Coincidentally, the big four are beneficiaries of a 2013 $500 million loan deal between Nigeria and China to build four new terminals for the four airports. Abuja and Port Harcourt currently use the new terminals, while those of Lagos and Kano are almost completed.
Following the recent concession approval by the Infrastructure Concession Regulatory Commission (ICRC), the workers’ unions became more agitated by the floor plan. They requested for the details of the $500 million worth of Chinese loan deal to build the four terminals, especially the add-on plan to concession the terminals. Government is yet to explain the details.
The General Secretary of NUATE, Ocheme Aba, observed that there remains no clarity on the question of the semi-concession that already exists through the Chinese loan facility.

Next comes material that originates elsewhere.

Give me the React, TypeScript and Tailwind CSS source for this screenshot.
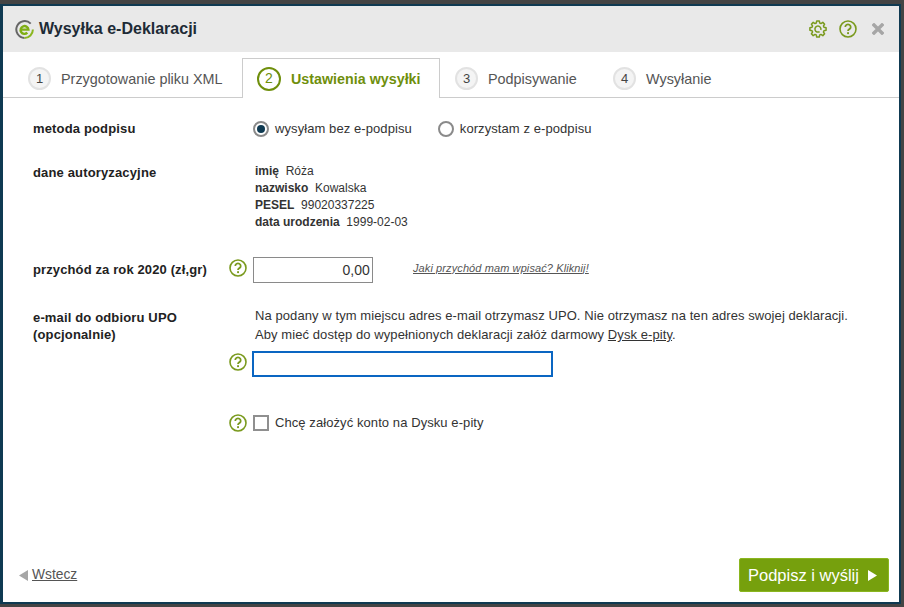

Aba added that a cursory look through the Outline Business Case (OBC) showed that the promoters were unsure of the concept to adopt between Build Operate and Transfer (BOT) and Rehabilitate Operate and Transfer (ROT).
“This apparent confusion, to us, stems from an established fact. In these particular terminals (Lagos, Abuja, Port Harcourt and Kano), there is nothing to build or rehabilitate. In that case, if there should arise a need for expansion in the terminals (which is not envisaged in another 25 years), then the Green Fields concession option (which means building new terminals) would have been more applicable”.
He noted that the terminals earmarked for concession are brand new 21st century terminals, which have no need for any significant investment other than maintenance in the next 25 years.
“This fact is confirmed by the OBC itself. Therefore, in our considered opinion, the only valid opinion for consideration is to negotiate an airport Management Contract, should there be such a need – not a concession.
“In many instances, there are clear attempts to undervalue the concession assets, while at the same time making claims that aim to overvalue expected investments of prospective concessionaires. These deliberate manipulations on the part of the OBC has created a serious credibility deficit for the concession exercise.”
On the sharing formula, Aba said that the economics of the concession do not add up. While the profit-sharing ratio is proposed to be 60:40 in favour of the Concessionaire, “the disadvantaged FAAN is made to bear the repayment of the $1 billion loan utilised to build same terminals, continue to pay emoluments of its staff and pensioners, return 25 per cent of its IGR to the FG under the Fiscal Responsibility Act, and maintain the remaining 18 airports in Nigeria. Unless through some abracadabra, there exists no possibility of FAAN meeting even a quarter of the above enumerated obligations under this obnoxious sharing formula.”
He vowed that the unions would not soft pedal in its determined bid to keep the airports concession programme under scrutiny and compel a review of the same, such that transparency, probity and equity are properly served.
SECRETARY of the Nigerian Union of Pensioners (NUP), FAAN branch, Emeka Njoku, warned prospective bidders to be wary of over 60 pending litigations arising from several faulty concession agreements, including the BASL and FG/FAAN faceoff over MMA2.
The NUP alleged that FAAN owes contractors, who have delivered their contracts over N15 billion. NUP urged bidders to investigate not only their claims, but should also clarify from the Minister, “how the over $1 billion loan from China for the construction of the same terminals earmarked for concession would be repaid.”
The workers also alleged that FAAN generates an average of N70 to N75 billion yearly and remits an average of N1 billion monthly into the Federation Account while monthly salaries for the agency’s 8000 staff currently stands at over N2.3 billion. But in the past four months, about N2 billion deducted from staff salaries for cooperative contributions have not been remitted.
“While more than two-year arrears of minimum wage are yet to be implemented and N3 billion in gratuities not paid to retired staff, the most critical aspect of the debt is the staff accrued rights of over N120 billion. That figure does not include accrued rights from 2017 till date, which if valued, may bring the total amount to N150 billion. What FAAN presently has with PENCOM is not up to N7 billion. Is that not a crisis? And they want to concession the airport with all these unresolved issues. We will resist it,” an official enthused.
Transparency is key
SECRETARY General of the Aviation Safety Round Table Initiative (ASRTI), Group Capt. John Ojikutu (rtd), argued that at N70 to N75 billion yearly remittances, the facilities are completely undervalued.
“The MMA generated revenue alone, from 16 revenue sources, earning a minimum of N120 billion. Yet, there is a plan to concession the airport for N30 billion? Something is really wrong with all of us in the administration of the government agencies and the stakeholders.
“My research tells me that the MMA alone can generate a minimum of N150 billion yearly and FAAN can generate close to N400 billion from the 22 Federal airports it is presently managing if it can be sincere in the plan for concessions. But under the present management system and the unions, it will remain in the same cycle of yielding nothing but debts like the present debts of N140 billion on its table.
“From what I am reading from the other sidelines beyond aviation, we are in a serious financial crisis and only we alone can save ourselves from the crisis that is looming on us; but who will save us from ourselves?”
Former Director-General of Nigerian Civil Aviation Authority (NCAA), Dr. Harold Demuren, on his part, warned that nobody would invest in aviation in the country until all concession issues pending in court are resolved.
Demuren said: “We need to resolve all issues regarding policy inconsistencies that came with many of these concessions. We inherited problems with Chief Harry Akande and Dr. Wale Babalakin’s concessions and FAAN should sit down to resolve all lingering issues before we go ahead with this new exercise.”